• _PROBLEM TO SOLVE_
Transcribe all of the material below word for word and leave out its pictures.

═══ PROVIDED MATERIAL

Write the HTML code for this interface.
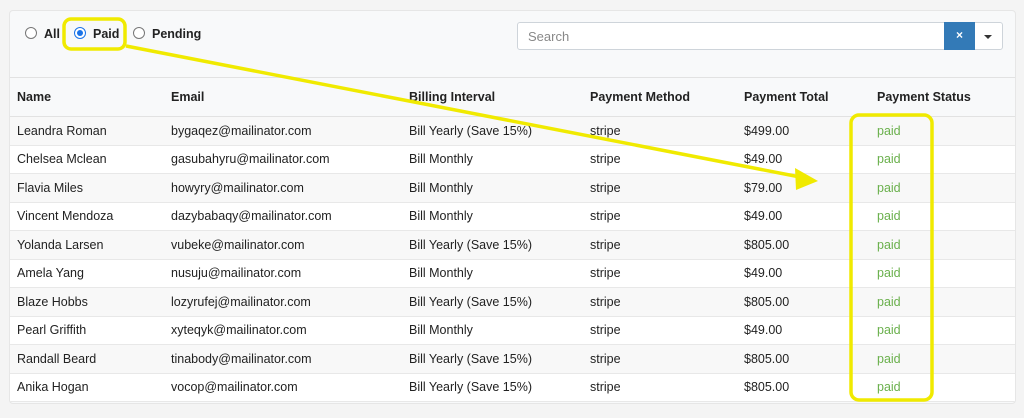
<!DOCTYPE html><html><head><style>
body{margin:0;width:1024px;height:418px;background:#f4f4f4;font-family:"Liberation Sans",sans-serif;position:relative;overflow:hidden}
.panel{position:absolute;left:9px;top:10px;width:1005px;height:392px;background:#f8f9fa;border:1px solid #e6e6e6;border-radius:4px;overflow:hidden}
.radio{position:absolute;top:16px;font-size:12.5px;font-weight:bold;color:#222}
.rb{display:inline-block;width:10px;height:10px;border:1px solid #777;border-radius:50%;background:#fff;vertical-align:-1px;margin-right:7px;position:relative}
.rb.on{border-color:#1a73e8}
.rb.on:after{content:"";position:absolute;left:2px;top:2px;width:6px;height:6px;border-radius:50%;background:#1a73e8}
.search{position:absolute;left:507px;top:11px;width:484px;height:26px;border:1px solid #ced4da;border-radius:3px;background:#fff}
.search span{position:absolute;left:10px;top:6px;font-size:13px;color:#888}
.x{position:absolute;left:426px;top:-1px;width:31px;height:28px;background:#337ab7;color:#fff;font-size:12px;font-weight:bold;text-align:center;line-height:27px}
.dd{position:absolute;left:466px;top:12px;border-left:4px solid transparent;border-right:4px solid transparent;border-top:4px solid #333}
table{position:absolute;left:0;top:66px;width:1005px;border-collapse:collapse;font-size:12.5px;color:#222}
th{text-align:left;font-weight:bold;height:38px;border-top:1px solid #e2e2e2;border-bottom:1px solid #e2e2e2;padding:0 0 0 7px}
td{height:27.5px;padding:0 0 0 7px;border-bottom:1px solid #e8e8e8;background:#fff}
tr:nth-child(even) td{background:#f8f8f8}
td.g{color:#6ab04c}
</style></head><body>
<div class="panel">
<div class="radio" style="left:15px"><span class="rb"></span>All</div>
<div class="radio" style="left:64px"><span class="rb on"></span>Paid</div>
<div class="radio" style="left:123px"><span class="rb"></span>Pending</div>
<div class="search"><span>Search</span><div class="x">×</div><div class="dd"></div></div>
<table>
<colgroup><col style="width:154px"><col style="width:238px"><col style="width:181px"><col style="width:154px"><col style="width:133px"><col></colgroup>
<tr><th>Name</th><th>Email</th><th>Billing Interval</th><th>Payment Method</th><th>Payment Total</th><th>Payment Status</th></tr>
<tr><td>Leandra Roman</td><td>bygaqez@mailinator.com</td><td>Bill Yearly (Save 15%)</td><td>stripe</td><td>$499.00</td><td class="g">paid</td></tr>
<tr><td>Chelsea Mclean</td><td>gasubahyru@mailinator.com</td><td>Bill Monthly</td><td>stripe</td><td>$49.00</td><td class="g">paid</td></tr>
<tr><td>Flavia Miles</td><td>howyry@mailinator.com</td><td>Bill Monthly</td><td>stripe</td><td>$79.00</td><td class="g">paid</td></tr>
<tr><td>Vincent Mendoza</td><td>dazybabaqy@mailinator.com</td><td>Bill Monthly</td><td>stripe</td><td>$49.00</td><td class="g">paid</td></tr>
<tr><td>Yolanda Larsen</td><td>vubeke@mailinator.com</td><td>Bill Yearly (Save 15%)</td><td>stripe</td><td>$805.00</td><td class="g">paid</td></tr>
<tr><td>Amela Yang</td><td>nusuju@mailinator.com</td><td>Bill Monthly</td><td>stripe</td><td>$49.00</td><td class="g">paid</td></tr>
<tr><td>Blaze Hobbs</td><td>lozyrufej@mailinator.com</td><td>Bill Yearly (Save 15%)</td><td>stripe</td><td>$805.00</td><td class="g">paid</td></tr>
<tr><td>Pearl Griffith</td><td>xyteqyk@mailinator.com</td><td>Bill Monthly</td><td>stripe</td><td>$49.00</td><td class="g">paid</td></tr>
<tr><td>Randall Beard</td><td>tinabody@mailinator.com</td><td>Bill Yearly (Save 15%)</td><td>stripe</td><td>$805.00</td><td class="g">paid</td></tr>
<tr><td>Anika Hogan</td><td>vocop@mailinator.com</td><td>Bill Yearly (Save 15%)</td><td>stripe</td><td>$805.00</td><td class="g">paid</td></tr>
</table>
</div>
<svg width="1024" height="418" style="position:absolute;left:0;top:0">
<rect x="64" y="19" width="61" height="30" rx="7" fill="none" stroke="#f0ea00" stroke-width="3.5"/>
<rect x="851" y="115" width="81" height="285" rx="8" fill="none" stroke="#f0ea00" stroke-width="3.5"/>
<line x1="126" y1="46" x2="800" y2="177" stroke="#f0ea00" stroke-width="3.5"/>
<polygon points="818,181 795,168 796,190" fill="#f0ea00"/>
</svg>
</body></html>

══════

• _WORKED SOLUTION_
Write the HTML code for this interface.
<!DOCTYPE html><html><head><style>
body{margin:0;width:1024px;height:418px;background:#f4f4f4;font-family:"Liberation Sans",sans-serif;position:relative;overflow:hidden}
.panel{position:absolute;left:9px;top:10px;width:1005px;height:392px;background:#f8f9fa;border:1px solid #e6e6e6;border-radius:4px;overflow:hidden}
.radio{position:absolute;top:16px;font-size:12.5px;font-weight:bold;color:#222}
.rb{display:inline-block;width:10px;height:10px;border:1px solid #777;border-radius:50%;background:#fff;vertical-align:-1px;margin-right:7px;position:relative}
.rb.on{border-color:#1a73e8}
.rb.on:after{content:"";position:absolute;left:2px;top:2px;width:6px;height:6px;border-radius:50%;background:#1a73e8}
.search{position:absolute;left:507px;top:11px;width:484px;height:26px;border:1px solid #ced4da;border-radius:3px;background:#fff}
.search span{position:absolute;left:10px;top:6px;font-size:13px;color:#888}
.x{position:absolute;left:426px;top:-1px;width:31px;height:28px;background:#337ab7;color:#fff;font-size:12px;font-weight:bold;text-align:center;line-height:27px}
.dd{position:absolute;left:466px;top:12px;border-left:4px solid transparent;border-right:4px solid transparent;border-top:4px solid #333}
table{position:absolute;left:0;top:66px;width:1005px;border-collapse:collapse;font-size:12.5px;color:#222}
th{text-align:left;font-weight:bold;height:38px;border-top:1px solid #e2e2e2;border-bottom:1px solid #e2e2e2;padding:0 0 0 7px}
td{height:27.5px;padding:0 0 0 7px;border-bottom:1px solid #e8e8e8;background:#fff}
tr:nth-child(even) td{background:#f8f8f8}
td.g{color:#6ab04c}
</style></head><body>
<div class="panel">
<div class="radio" style="left:15px"><span class="rb"></span>All</div>
<div class="radio" style="left:64px"><span class="rb on"></span>Paid</div>
<div class="radio" style="left:123px"><span class="rb"></span>Pending</div>
<div class="search"><span>Search</span><div class="x">×</div><div class="dd"></div></div>
<table>
<colgroup><col style="width:154px"><col style="width:238px"><col style="width:181px"><col style="width:154px"><col style="width:133px"><col></colgroup>
<tr><th>Name</th><th>Email</th><th>Billing Interval</th><th>Payment Method</th><th>Payment Total</th><th>Payment Status</th></tr>
<tr><td>Leandra Roman</td><td>bygaqez@mailinator.com</td><td>Bill Yearly (Save 15%)</td><td>stripe</td><td>$499.00</td><td class="g">paid</td></tr>
<tr><td>Chelsea Mclean</td><td>gasubahyru@mailinator.com</td><td>Bill Monthly</td><td>stripe</td><td>$49.00</td><td class="g">paid</td></tr>
<tr><td>Flavia Miles</td><td>howyry@mailinator.com</td><td>Bill Monthly</td><td>stripe</td><td>$79.00</td><td class="g">paid</td></tr>
<tr><td>Vincent Mendoza</td><td>dazybabaqy@mailinator.com</td><td>Bill Monthly</td><td>stripe</td><td>$49.00</td><td class="g">paid</td></tr>
<tr><td>Yolanda Larsen</td><td>vubeke@mailinator.com</td><td>Bill Yearly (Save 15%)</td><td>stripe</td><td>$805.00</td><td class="g">paid</td></tr>
<tr><td>Amela Yang</td><td>nusuju@mailinator.com</td><td>Bill Monthly</td><td>stripe</td><td>$49.00</td><td class="g">paid</td></tr>
<tr><td>Blaze Hobbs</td><td>lozyrufej@mailinator.com</td><td>Bill Yearly (Save 15%)</td><td>stripe</td><td>$805.00</td><td class="g">paid</td></tr>
<tr><td>Pearl Griffith</td><td>xyteqyk@mailinator.com</td><td>Bill Monthly</td><td>stripe</td><td>$49.00</td><td class="g">paid</td></tr>
<tr><td>Randall Beard</td><td>tinabody@mailinator.com</td><td>Bill Yearly (Save 15%)</td><td>stripe</td><td>$805.00</td><td class="g">paid</td></tr>
<tr><td>Anika Hogan</td><td>vocop@mailinator.com</td><td>Bill Yearly (Save 15%)</td><td>stripe</td><td>$805.00</td><td class="g">paid</td></tr>
</table>
</div>
<svg width="1024" height="418" style="position:absolute;left:0;top:0">
<rect x="64" y="19" width="61" height="30" rx="7" fill="none" stroke="#f0ea00" stroke-width="3.5"/>
<rect x="851" y="115" width="81" height="285" rx="8" fill="none" stroke="#f0ea00" stroke-width="3.5"/>
<line x1="126" y1="46" x2="800" y2="177" stroke="#f0ea00" stroke-width="3.5"/>
<polygon points="818,181 795,168 796,190" fill="#f0ea00"/>
</svg>
</body></html>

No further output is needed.